What happened was this. Anglia Ruskin staged a ‘Sustainable Art’ competition and the winning entry was a 6ft high mock stone slab (made out of plywood) engraved with the names of six notorious ‘climate deniers’ including me, Christopher Booker and Lord Lawson, no less.

It’s a handsome piece of art, clever too because in ingenious installation-y style a continual stream of symbolic engine oil cascades down the face of the slab, which bears the legend ‘Lest we forget those who denied.’ But I think what probably clinched it wasn’t the design or the technical skill but the impeccable correctness of its politics.


The piece’s creator, a third-year fine art student called Ian Wolter, clearly knows how to please a sustainability prize judging panel. He declared: ‘With this work I envisage a time when the deliberate denial of climate change will be seen as a crime because it hinders progress towards a low-carbon future.’

So young, so certain. I wonder what deep background research led him to form this considered view. Actually, no I don’t, because it’s obvious. He’ll have got it from his science and geography teachers at school; from BBC nature documentaries and news reports; from comedians like Dara Ó Briain and Marcus Brigstocke; from celebrity mathematician Simon Singh, whispery-voiced gorilla-hugger David Attenborough and pouty-mouthed astronomer Brian Cox; from every other article in the Guardian; from the Science Museum in London; from Al Gore’s An Inconvenient Truth; from his fellow students and university professors; from the ‘97 per cent’ of scientists who, so legend has it, say the science on global warming is settled… .

Never once, in all likelihood, will young Ian ever in his entire life have been put in a position where he has been given intellectual permission even to consider the possibility that the sceptics might have a point. Like a member of the Hitler Youth who knows that Jews are bad because, well everyone knows they are, Ian can scarcely be blamed for thinking as he does. He’s just another helpless stooge of the prevailing culture.

‘Ah but things will change,’ I expect many of you breezily imagine. ‘Sooner or later, we’ll come up with the killer piece of evidence that decides the issue either way. And then we’ll all know exactly where we are and what to do.’

But this isn’t going to happen. The reason I know it’s not going to happen is that that killer evidence is already in, lots of it in fact. We know for certain that despite almost all the computer models’ predictions there has been no global warming for more than 18 years; we know — this is currently the subject of a major investigation by the Global Warming Policy Foundation — that the raw data has been so heavily tampered with that all those ‘hottest year ever’ claims are utterly bogus; we know that ocean acidification is just another myth, that the ‘97 per cent’ figure is a fraud, that all the predictions about species extinction, resource depletion and other green fantasies have been wildly exaggerated.

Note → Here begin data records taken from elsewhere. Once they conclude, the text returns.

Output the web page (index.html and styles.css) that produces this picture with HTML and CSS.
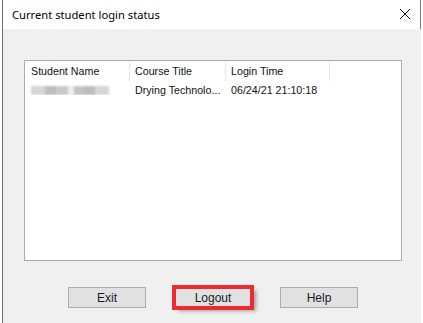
FILE: index.html
```html
<!DOCTYPE html>
<html lang="en">

<head>
    <meta charset="UTF-8">
    <link rel="stylesheet" href="styles.css">
</head>

<body>
    <div class="window">
        <div class="titlebar">
            <span class="title">Current student login status</span>
            <svg class="close" width="12" height="12" viewBox="0 0 12 12">
                <path d="M1 1 L11 11 M11 1 L1 11" stroke="#111" stroke-width="1" fill="none" />
            </svg>
        </div>

        <div class="content">
            <div class="listview">
                <div class="row header">
                    <div class="cell">Student Name</div>
                    <div class="cell">Course Title</div>
                    <div class="cell">Login Time</div>
                    <div class="cell last"></div>
                </div>
                <div class="row">
                    <div class="cell">
                        <span class="blurred">
                            <i class="b1"></i><i class="b2"></i><i class="b3"></i><i class="gap"></i><i class="b4"></i><i class="b2"></i><i class="b1"></i>
                        </span>
                    </div>
                    <div class="cell">Drying Technolo...</div>
                    <div class="cell">06/24/21 21:10:18</div>
                    <div class="cell last"></div>
                </div>
            </div>

            <div class="buttons">
                <button class="btn">Exit</button>
                <button class="btn marked">Logout</button>
                <button class="btn">Help</button>
            </div>
        </div>
    </div>
</body>

</html>
```

FILE: styles.css
```css
html,
body {
    margin: 0;
    background-color: #ffffff;
}

.window {
    margin-left: 2px;
    width: 418px;
    height: 323px;
    border-left: 1px solid #6e6e6e;
    display: flex;
    flex-direction: column;
}

.titlebar {
    height: 29px;
    background-color: #ffffff;
    border-right: 1px solid #7a7a7a;
    display: flex;
    align-items: center;
    justify-content: space-between;
    padding: 0 9px 0 9px;
    box-sizing: border-box;
}

.title {
    font-family: "Noto Sans", "Open Sans", sans-serif;
    font-size: 11.2px;
    color: #000000;
    margin-top: -1px;
}

.close {
    margin-top: -2px;
}

.content {
    flex: 1;
    background-color: #f0f0f0;
    padding: 31px 19px 0 21px;
    font-family: "Liberation Sans", Arial, sans-serif;
    font-size: 10.7px;
    color: #111111;
}

.listview {
    height: 201px;
    box-sizing: border-box;
    background-color: #ffffff;
    border: 1px solid #a9acb3;
    padding-top: 1px;
}

.row {
    display: grid;
    grid-template-columns: 105px 96px 104px 1fr;
    height: 19px;
    align-items: center;
}

.header .cell {
    height: 19px;
    line-height: 19px;
    border-right: 1px solid #e5e5e5;
}

.header .cell.last {
    border-right: none;
}

.cell {
    box-sizing: border-box;
    padding-left: 5px;
    white-space: nowrap;
    overflow: hidden;
}

.cell:first-child {
    padding-left: 6px;
}

.row + .row {
    height: 18px;
}

.blurred {
    display: flex;
    height: 9px;
    margin-top: 1px;
    filter: blur(0.8px);
}

.blurred i {
    display: block;
    height: 9px;
}

.blurred .b1 {
    width: 14px;
    background-color: #d6d6d6;
}

.blurred .b2 {
    width: 11px;
    background-color: #bdbdbd;
}

.blurred .b3 {
    width: 12px;
    background-color: #c9c9c9;
}

.blurred .gap {
    width: 6px;
    background-color: #eeeeee;
}

.blurred .b4 {
    width: 10px;
    background-color: #c4c4c4;
}

.buttons {
    display: flex;
    margin-top: 26px;
    padding-left: 44px;
    gap: 28px;
}

.btn {
    width: 78px;
    height: 21px;
    margin: 0;
    padding: 0;
    background-color: #e1e1e1;
    border: 1px solid #adadad;
    font-family: "Liberation Sans", Arial, sans-serif;
    font-size: 12px;
    color: #1a1a1a;
}

.btn.marked {
    outline: 4px solid #ee2a2e;
    outline-offset: -2px;
    box-shadow: 4px 3px 4px rgba(0, 0, 0, 0.35);
}
```
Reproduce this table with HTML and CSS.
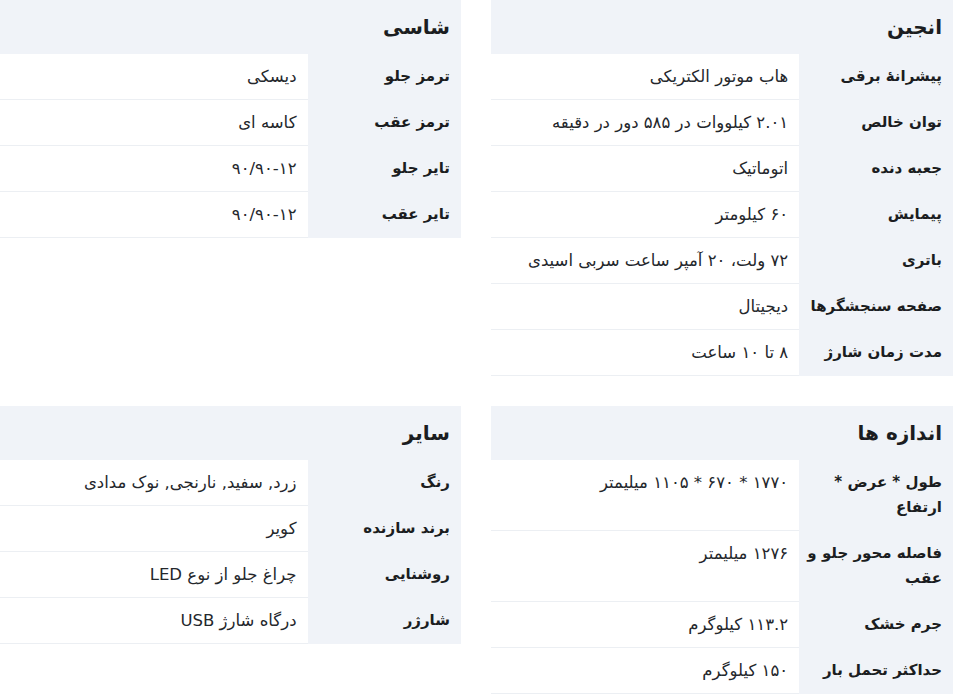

Yet the green caravan trundles on regardless. I saw this in Rome last week, where I’d gone to cover a visit by UN Secretary General Ban Ki-Moon, who had come to the Vatican to persuade the Pope that he should join the war on ‘climate change’. A rival conference had been staged by a delegation from the free-market think-tank the Heartland Institute, which wanted to make the counter-argument: that catastrophic man-made global warming theory is unsupported by real-world evidence; that the measures being taken to deal with it, far from helping the world’s poor, are immiserating and impoverishing them still further.

The contrast between the two events could scarcely have been greater. At the Vatican, a hefty international press contingent religiously noted down every word, even though nothing of any interest was said — just the usual pieties about ‘sustainability’ and the urgency of the crisis and the needs of ‘future generations’.

At the Heartland event, on the other hand, a series of fascinating, erudite mini-lectures was delivered by a team including a meteorologist, a physicist, an ex-Nasa man who’d helped devise the landing gear for the Apollo project, and a theologian. But it was all utterly wasted on those few journalists who’d bothered to turn up. They weren’t going to allow a few inconvenient facts to get in the way of the real story: ‘Koch–funded cranks roll in to Rome to try to stop His Holiness saving the world.’